Another Near-Miss for Pidcock
For Pidcock, it’s another chapter in a spring campaign that has placed him repeatedly on the edge of major victories without delivering one. He won Milano-Torino earlier this season and finished second to Tadej Pogačar at Milan-Sanremo, but a crash at the Volta a Catalunya disrupted his rhythm significantly. A puncture then ended his Liège-Bastogne-Liège challenge prematurely. Friday marked his first-ever appearance at Eschborn-Frankfurt — described by his team pre-race as a “controlled step” in his ongoing build-up rather than a primary target — and he pushed Zimmermann to the absolute limit.

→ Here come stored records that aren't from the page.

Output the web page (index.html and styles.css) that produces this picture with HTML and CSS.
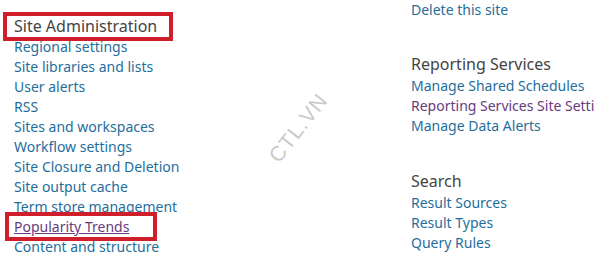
FILE: index.html
```html
<!DOCTYPE html>
<html lang="en">
<head>
    <meta charset="UTF-8">
    <title>Site Settings</title>
    <link rel="stylesheet" href="styles.css">
</head>
<body>
    <main class="settings">
        <section class="column column-left">
            <h2 class="group-title highlight">Site Administration</h2>
            <ul class="links">
                <li><a href="#">Regional settings</a></li>
                <li><a href="#">Site libraries and lists</a></li>
                <li><a href="#">User alerts</a></li>
                <li><a href="#">RSS</a></li>
                <li><a href="#">Sites and workspaces</a></li>
                <li><a href="#">Workflow settings</a></li>
                <li><a href="#">Site Closure and Deletion</a></li>
                <li><a href="#">Site output cache</a></li>
                <li><a href="#">Term store management</a></li>
                <li><a href="#" class="visited underline highlight">Popularity Trends</a></li>
                <li><a href="#">Content and structure</a></li>
                <li><a href="#">Content and structure logs</a></li>
            </ul>
        </section>

        <section class="column column-right">
            <ul class="links">
                <li><a href="#">Delete this site</a></li>
            </ul>

            <h2 class="group-title">Reporting Services</h2>
            <ul class="links">
                <li><a href="#">Manage Shared Schedules</a></li>
                <li><a href="#" class="visited">Reporting Services Site Settings</a></li>
                <li><a href="#">Manage Data Alerts</a></li>
            </ul>

            <h2 class="group-title group-search">Search</h2>
            <ul class="links">
                <li><a href="#">Result Sources</a></li>
                <li><a href="#">Result Types</a></li>
                <li><a href="#">Query Rules</a></li>
                <li><a href="#">Schema</a></li>
            </ul>
        </section>

        <div class="watermark">CTL.VN</div>
    </main>
</body>
</html>
```

FILE: styles.css
```css
body {
    margin: 0;
    background-color: #fff;
    font-family: "Noto Sans", "Open Sans", sans-serif;
    color: #444;
    overflow: hidden;
}

.settings {
    position: relative;
    display: grid;
    grid-template-columns: 411px 1fr;
    height: 257px;
    overflow: hidden;
}

.column-left {
    padding-left: 14px;
    padding-top: 15px;
}

.column-right {
    white-space: nowrap;
    overflow: hidden;
}

.group-title {
    margin: 0;
    font-size: 16px;
    font-weight: normal;
    line-height: 23px;
    color: #444;
}

.column-right .group-title {
    margin-top: 33px;
}

.column-right .group-search {
    margin-top: 34px;
}

.links {
    list-style: none;
    margin: 0;
    padding: 0;
}

.links li {
    font-size: 14px;
    line-height: 20px;
}

.links a {
    color: #1f6e9c;
    text-decoration: none;
}

.links a.visited {
    color: #683c7e;
}

.links a.underline {
    text-decoration: underline;
}

/* red frames drawn over the screenshot */
.highlight {
    outline: 4px solid #d01f2b;
}

.group-title.highlight {
    display: inline-block;
    line-height: 21px;
    margin-left: -7px;
    padding: 0 12px 0 7px;
}

.links a.highlight {
    margin-left: -5px;
    padding: 1px 24px 1px 5px;
}

.watermark {
    position: absolute;
    left: 258px;
    top: 116px;
    font-family: "Liberation Sans", sans-serif;
    font-size: 21px;
    color: #cacaca;
    transform: rotate(-52deg);
    letter-spacing: 1px;
}
```
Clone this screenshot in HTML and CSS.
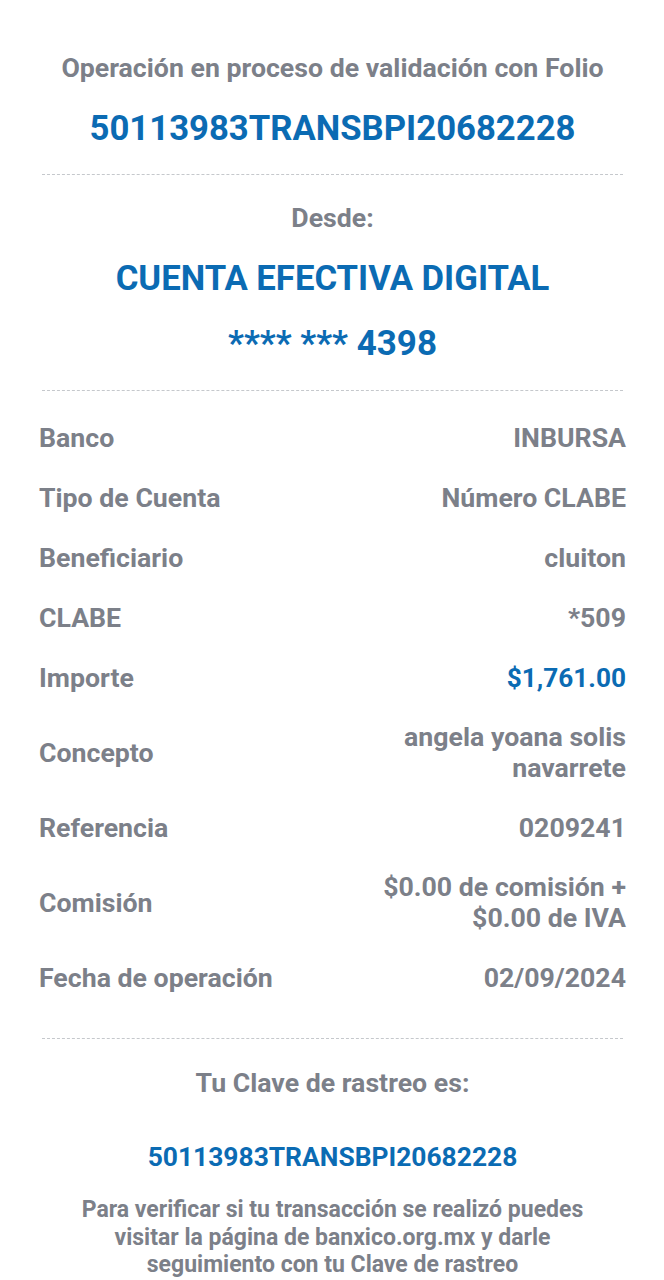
FILE: index.html
```html
<!DOCTYPE html>
<html lang="es">
<head>
<meta charset="utf-8">
<title>Comprobante</title>
<link rel="stylesheet" href="styles.css">
</head>
<body>
<main class="receipt">
  <section class="head">
    <p class="muted title">Operación en proceso de validación con Folio</p>
    <p class="folio">50113983TRANSBPI20682228</p>
  </section>
  <hr class="dash">
  <section class="from">
    <p class="muted desde">Desde:</p>
    <p class="account">CUENTA EFECTIVA DIGITAL</p>
    <p class="mask"><span class="stars">**** ***</span> <span class="last">4398</span></p>
  </section>
  <hr class="dash">
  <section class="rows">
    <div class="row"><span class="label">Banco</span><span class="value">INBURSA</span></div>
    <div class="row"><span class="label">Tipo de Cuenta</span><span class="value">Número CLABE</span></div>
    <div class="row"><span class="label">Beneficiario</span><span class="value">cluiton</span></div>
    <div class="row"><span class="label">CLABE</span><span class="value">*509</span></div>
    <div class="row"><span class="label">Importe</span><span class="value blue">$1,761.00</span></div>
    <div class="row two"><span class="label">Concepto</span><span class="value">angela yoana solis<br>navarrete</span></div>
    <div class="row"><span class="label">Referencia</span><span class="value">0209241</span></div>
    <div class="row two"><span class="label">Comisión</span><span class="value">$0.00 de comisión +<br>$0.00 de IVA</span></div>
    <div class="row"><span class="label">Fecha de operación</span><span class="value">02/09/2024</span></div>
  </section>
  <hr class="dash">
  <section class="track">
    <p class="muted track-title">Tu Clave de rastreo es:</p>
    <p class="track-code">50113983TRANSBPI20682228</p>
    <p class="muted note">Para verificar si tu transacción se realizó puedes<br>visitar la página de banxico.org.mx y darle<br>seguimiento con tu Clave de rastreo</p>
  </section>
</main>
</body>
</html>
```

FILE: styles.css
```css
* { box-sizing: border-box; }
html, body { margin: 0; padding: 0; background: #fff; }
body {
  font-family: Roboto, "Noto Sans", sans-serif;
  font-weight: 700;
  color: #7c8089;
}
p { margin: 0; }
.receipt {
  width: 664px;
  padding: 0 38px 0 39px;
  display: flex;
  flex-direction: column;
}
.head, .from, .track {
  display: flex;
  flex-direction: column;
  align-items: center;
  text-align: center;
}
.muted { color: #7c8089; }
.head { padding-top: 50px; }
.title { font-size: 26.7px; line-height: 36px; white-space: nowrap; }
.folio {
  margin-top: 22px;
  font-size: 34.7px; line-height: 40px;
  color: #0b6bb3;
}
.dash {
  border: 0;
  border-top: 1px dashed #c5c8cc;
  margin: 26px 3px 0;
  height: 0;
}
.from { padding-top: 25px; }
.desde { font-size: 26.7px; line-height: 36px; }
.account {
  margin-top: 22px;
  font-size: 34.7px; line-height: 40px;
  color: #0b6bb3;
}
.mask {
  margin-top: 24px;
  color: #0b6bb3;
  font-size: 35px;
  line-height: 44px;
  height: 44px;
  white-space: nowrap;
}
.stars { font-size: 35px; }
.last { font-size: 35px; }
.from + .dash { margin-top: 24px; }
.rows { padding-top: 17px; display: flex; flex-direction: column; }
.row {
  display: flex;
  justify-content: space-between;
  align-items: center;
  font-size: 26.7px;
  height: 60px;
  line-height: 31px;
}
.row.two { height: 90px; }
.label { color: #7c8089; }
.value { text-align: right; color: #7c8089; }
.value.blue { color: #0b6bb3; font-size: 26.2px; }
.rows + .dash { margin-top: 30px; }
.track { padding-top: 26px; }
.track-title { font-size: 26.7px; line-height: 36px; }
.track-code {
  margin-top: 40px;
  font-size: 26.4px; line-height: 32px;
  color: #0b6bb3;
}
.note {
  margin-top: 23px;
  font-size: 23px; line-height: 27.5px;
}
```
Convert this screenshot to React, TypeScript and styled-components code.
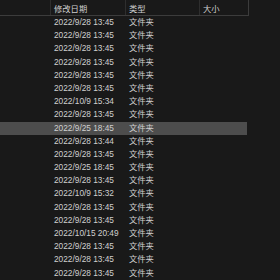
import styled, { createGlobalStyle } from 'styled-components';

const GlobalStyle = createGlobalStyle`
  html, body {
    margin: 0;
    padding: 0;
    background: #191919;
  }
  body {
    width: 280px;
    height: 280px;
    overflow: hidden;
    font-family: "Liberation Sans", "Noto Sans CJK SC", sans-serif;
  }
`;

const rows = [
  '2022/9/28 13:45',
  '2022/9/28 13:45',
  '2022/9/28 13:45',
  '2022/9/28 13:45',
  '2022/9/28 13:45',
  '2022/9/28 13:45',
  '2022/10/9 15:34',
  '2022/9/28 13:45',
  '2022/9/25 18:45',
  '2022/9/28 13:44',
  '2022/9/28 13:45',
  '2022/9/25 18:45',
  '2022/9/28 13:45',
  '2022/10/9 15:32',
  '2022/9/28 13:45',
  '2022/9/28 13:45',
  '2022/10/15 20:49',
  '2022/9/28 13:45',
  '2022/9/28 13:45',
  '2022/9/28 13:45',
];

const COLS = '51px 75px 74px 49px';

const Pane = styled.div`
  width: 280px;
  height: 280px;
  background: #191919;
  color: #d0d0d0;
  font-size: 8.3px;
`;

const Header = styled.div`
  display: grid;
  grid-template-columns: ${COLS};
  height: 16px;
  width: 249px;
  border-bottom: 1px solid #3c3c3c;
  box-sizing: border-box;
`;

const HeadCell = styled.div<{ $last?: boolean }>`
  display: flex;
  align-items: center;
  padding-left: 3px;
  border-right: 1px solid ${(p) => (p.$last ? '#3c3c3c' : '#2e2e2e')};
  color: #cfcfcf;
`;

const Body = styled.div`
  display: flex;
  flex-direction: column;
`;

const Row = styled.div<{ $active?: boolean }>`
  display: grid;
  grid-template-columns: ${COLS};
  width: 247px;
  height: 13.2px;
  align-items: center;
  background: ${(p) => (p.$active ? '#4d4d4d' : 'transparent')};
`;

const Cell = styled.div`
  padding-left: 3px;
  white-space: nowrap;
  line-height: 13.2px;
`;

export default function App() {
  return (
    <>
      <GlobalStyle />
      <Pane>
        <Header>
          <HeadCell />
          <HeadCell>修改日期</HeadCell>
          <HeadCell>类型</HeadCell>
          <HeadCell $last>大小</HeadCell>
        </Header>
        <Body>
          {rows.map((d, i) => (
            <Row key={i} $active={i === 8}>
              <Cell />
              <Cell>{d}</Cell>
              <Cell>文件夹</Cell>
              <Cell />
            </Row>
          ))}
        </Body>
      </Pane>
    </>
  );
}
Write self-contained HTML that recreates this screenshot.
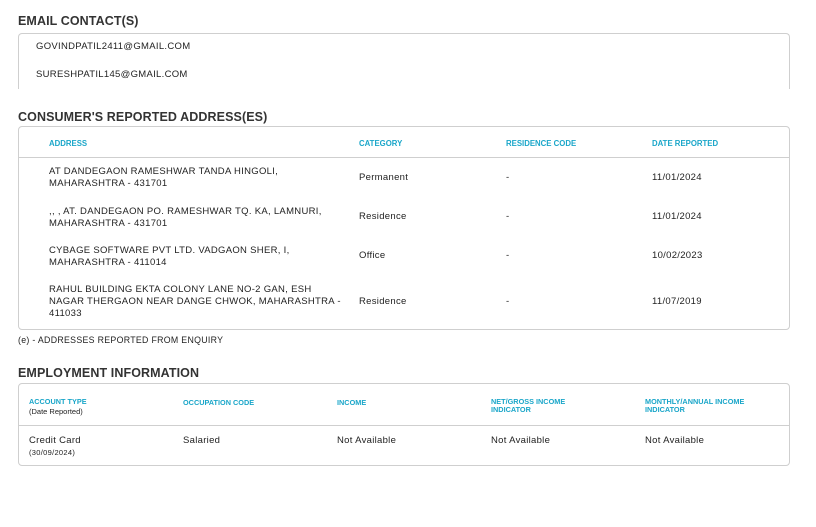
<!DOCTYPE html>
<html><head><style>
*{margin:0;padding:0;box-sizing:border-box}
body{width:816px;height:527px;background:#fff;font-family:"Liberation Sans",sans-serif;color:#222;position:relative;overflow:hidden}
.a{position:absolute;white-space:nowrap}
h2{position:absolute;font-size:12.5px;font-weight:bold;color:#333;letter-spacing:.1px}
.box{position:absolute;border:1px solid #cfcfcf;border-radius:4px}
.hd{position:absolute;color:#1aa6c9;font-size:7.8px;font-weight:bold}
.t{position:absolute;font-size:9.5px;line-height:12px;color:#222;letter-spacing:.3px;white-space:nowrap}
.ln{position:absolute;height:1px;background:#cfcfcf}
</style></head><body>
<h2 style="left:18px;top:14px">EMAIL CONTACT(S)</h2>
<div class="box" style="left:18px;top:33px;width:772px;height:56px;border-bottom:none;border-radius:4px 4px 0 0"></div>
<div class="a t" style="left:36px;top:41px">GOVINDPATIL2411@GMAIL.COM</div>
<div class="a t" style="left:36px;top:69px">SURESHPATIL145@GMAIL.COM</div>

<h2 style="left:18px;top:110px">CONSUMER'S REPORTED ADDRESS(ES)</h2>
<div class="box" style="left:18px;top:126px;width:772px;height:204px"></div>
<div class="ln" style="left:19px;top:157px;width:770px"></div>
<div class="hd" style="left:49px;top:139px">ADDRESS</div>
<div class="hd" style="left:359px;top:139px">CATEGORY</div>
<div class="hd" style="left:506px;top:139px">RESIDENCE CODE</div>
<div class="hd" style="left:652px;top:139px">DATE REPORTED</div>

<div class="t" style="left:49px;top:166px">AT DANDEGAON RAMESHWAR TANDA HINGOLI,<br>MAHARASHTRA - 431701</div>
<div class="t" style="left:359px;top:172px">Permanent</div><div class="t" style="left:506px;top:172px">-</div><div class="t" style="left:652px;top:172px">11/01/2024</div>

<div class="t" style="left:49px;top:206px">,, , AT. DANDEGAON PO. RAMESHWAR TQ. KA, LAMNURI,<br>MAHARASHTRA - 431701</div>
<div class="t" style="left:359px;top:211px">Residence</div><div class="t" style="left:506px;top:211px">-</div><div class="t" style="left:652px;top:211px">11/01/2024</div>

<div class="t" style="left:49px;top:245px">CYBAGE SOFTWARE PVT LTD. VADGAON SHER, I,<br>MAHARASHTRA - 411014</div>
<div class="t" style="left:359px;top:250px">Office</div><div class="t" style="left:506px;top:250px">-</div><div class="t" style="left:652px;top:250px">10/02/2023</div>

<div class="t" style="left:49px;top:284px">RAHUL BUILDING EKTA COLONY LANE NO-2 GAN, ESH<br>NAGAR THERGAON NEAR DANGE CHWOK, MAHARASHTRA -<br>411033</div>
<div class="t" style="left:359px;top:296px">Residence</div><div class="t" style="left:506px;top:296px">-</div><div class="t" style="left:652px;top:296px">11/07/2019</div>

<div class="t" style="left:18px;top:334px;font-size:8.8px">(e) - ADDRESSES REPORTED FROM ENQUIRY</div>

<h2 style="left:18px;top:366px">EMPLOYMENT INFORMATION</h2>
<div class="box" style="left:18px;top:383px;width:772px;height:83px"></div>
<div class="ln" style="left:19px;top:425px;width:770px"></div>
<div class="hd" style="left:29px;top:398px;font-size:7.3px;line-height:7.5px">ACCOUNT TYPE<br><span style="color:#222;font-weight:normal;font-size:7.5px;line-height:12px">(Date Reported)</span></div>
<div class="hd" style="left:183px;top:398px;font-size:7.3px">OCCUPATION CODE</div>
<div class="hd" style="left:337px;top:398px;font-size:7.3px">INCOME</div>
<div class="hd" style="left:491px;top:398px;font-size:7.3px;line-height:7.5px">NET/GROSS INCOME<br>INDICATOR</div>
<div class="hd" style="left:645px;top:398px;font-size:7.3px;line-height:7.5px">MONTHLY/ANNUAL INCOME<br>INDICATOR</div>
<div class="t" style="left:29px;top:435px">Credit Card</div>
<div class="t" style="left:29px;top:447px;font-size:7.5px">(30/09/2024)</div>
<div class="t" style="left:183px;top:435px">Salaried</div>
<div class="t" style="left:337px;top:435px">Not Available</div>
<div class="t" style="left:491px;top:435px">Not Available</div>
<div class="t" style="left:645px;top:435px">Not Available</div>
</body></html>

Pinarello-Q36.5 had framed his participation cautiously before the start: “The emphasis is on accumulating race kilometres and continuing to re-establish competitive condition after recent setbacks.” Second place suggests Pidcock is considerably sharper than that language implied.
Historic Context
Zimmermann is only the 14th German to win his home Classic — and the first to do so since 2019. Last year, Michael Matthews sprinted to victory ahead of Magnus Cort, but the Australian was absent on Friday as he continues to recover from two broken wrists. Frankfurt Mayor Mike Josef was among the crowd at the Alte Oper finish, ringing a bell as the riders thundered through. Fitting, for a race held on Germany’s Labour Day public holiday.
In a notable sidebar, John Degenkolb — 37 years old and racing what many expected to be his farewell appearance at this event — announced at the startline that he had extended his contract with Team PostNL and would return to Eschborn-Frankfurt in 2027.
What’s Next
Eschborn-Frankfurt traditionally marks the closing act of the spring classics campaign. Attention now shifts to the Giro d’Italia, with Grand Tour contenders — and those who have been burning matches since March — beginning final preparations. For Zimmermann, that build-up starts from a very different place than it did 24 hours ago.